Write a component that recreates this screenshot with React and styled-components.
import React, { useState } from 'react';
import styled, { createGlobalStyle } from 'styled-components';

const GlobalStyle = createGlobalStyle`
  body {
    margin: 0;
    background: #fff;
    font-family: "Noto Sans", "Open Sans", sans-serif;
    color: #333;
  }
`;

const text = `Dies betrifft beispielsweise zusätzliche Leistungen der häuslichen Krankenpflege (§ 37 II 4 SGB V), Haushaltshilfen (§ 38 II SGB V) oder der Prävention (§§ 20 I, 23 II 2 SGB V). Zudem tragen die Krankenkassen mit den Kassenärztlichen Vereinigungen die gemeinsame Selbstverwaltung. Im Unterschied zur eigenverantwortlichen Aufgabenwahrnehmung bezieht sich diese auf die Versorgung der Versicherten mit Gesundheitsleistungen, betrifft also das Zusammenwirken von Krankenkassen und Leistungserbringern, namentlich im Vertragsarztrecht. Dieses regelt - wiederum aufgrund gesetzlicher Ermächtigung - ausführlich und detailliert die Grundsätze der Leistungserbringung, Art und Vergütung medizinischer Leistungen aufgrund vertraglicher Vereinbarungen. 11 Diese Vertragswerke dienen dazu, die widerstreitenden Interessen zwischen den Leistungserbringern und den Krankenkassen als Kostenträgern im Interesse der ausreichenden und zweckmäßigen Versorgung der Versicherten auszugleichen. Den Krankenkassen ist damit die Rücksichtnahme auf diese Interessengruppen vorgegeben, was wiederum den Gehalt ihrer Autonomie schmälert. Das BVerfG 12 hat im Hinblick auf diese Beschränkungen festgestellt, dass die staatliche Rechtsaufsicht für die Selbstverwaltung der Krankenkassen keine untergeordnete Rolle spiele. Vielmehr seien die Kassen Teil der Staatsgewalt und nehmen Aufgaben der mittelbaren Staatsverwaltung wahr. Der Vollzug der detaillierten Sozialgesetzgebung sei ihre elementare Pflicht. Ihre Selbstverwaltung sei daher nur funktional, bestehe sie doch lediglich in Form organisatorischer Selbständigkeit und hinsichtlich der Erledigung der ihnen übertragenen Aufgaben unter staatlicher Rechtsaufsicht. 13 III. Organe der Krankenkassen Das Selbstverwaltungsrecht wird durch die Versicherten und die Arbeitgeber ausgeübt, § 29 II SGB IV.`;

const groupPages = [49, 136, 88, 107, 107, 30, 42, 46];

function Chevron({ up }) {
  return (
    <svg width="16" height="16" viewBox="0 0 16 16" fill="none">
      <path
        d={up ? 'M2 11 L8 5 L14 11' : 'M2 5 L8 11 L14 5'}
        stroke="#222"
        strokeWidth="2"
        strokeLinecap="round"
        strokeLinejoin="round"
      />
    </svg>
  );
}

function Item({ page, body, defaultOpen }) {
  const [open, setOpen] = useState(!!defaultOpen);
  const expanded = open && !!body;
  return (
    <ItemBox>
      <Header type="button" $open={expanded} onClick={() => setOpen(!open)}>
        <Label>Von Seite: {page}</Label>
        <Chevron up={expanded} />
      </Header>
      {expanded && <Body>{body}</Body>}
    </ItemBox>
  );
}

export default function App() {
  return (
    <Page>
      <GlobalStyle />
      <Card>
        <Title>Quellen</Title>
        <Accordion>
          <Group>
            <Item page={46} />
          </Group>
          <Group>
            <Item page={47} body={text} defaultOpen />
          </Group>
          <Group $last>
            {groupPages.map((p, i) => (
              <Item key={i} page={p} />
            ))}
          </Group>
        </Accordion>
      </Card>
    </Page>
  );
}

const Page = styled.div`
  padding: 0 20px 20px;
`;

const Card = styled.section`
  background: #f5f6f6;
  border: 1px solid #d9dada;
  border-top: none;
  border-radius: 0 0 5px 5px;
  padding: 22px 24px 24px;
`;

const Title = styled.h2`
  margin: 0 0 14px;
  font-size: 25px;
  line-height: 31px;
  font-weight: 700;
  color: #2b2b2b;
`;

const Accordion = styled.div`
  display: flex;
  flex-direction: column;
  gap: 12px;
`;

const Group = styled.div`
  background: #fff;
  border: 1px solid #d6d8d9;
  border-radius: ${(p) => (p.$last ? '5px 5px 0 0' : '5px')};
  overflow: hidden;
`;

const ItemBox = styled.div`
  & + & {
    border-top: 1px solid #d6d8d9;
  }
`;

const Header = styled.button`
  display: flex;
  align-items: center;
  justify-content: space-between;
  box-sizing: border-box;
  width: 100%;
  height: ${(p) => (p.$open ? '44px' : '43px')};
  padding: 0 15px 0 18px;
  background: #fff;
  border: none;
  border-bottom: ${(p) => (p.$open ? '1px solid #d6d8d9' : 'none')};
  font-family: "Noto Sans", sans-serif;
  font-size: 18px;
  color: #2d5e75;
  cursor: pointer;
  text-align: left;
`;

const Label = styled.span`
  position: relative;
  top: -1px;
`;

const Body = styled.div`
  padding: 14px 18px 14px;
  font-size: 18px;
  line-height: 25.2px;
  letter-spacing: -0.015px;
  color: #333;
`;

**Task details**.
Tally the lines holding the string "components" and give only the count.

**Result**.
2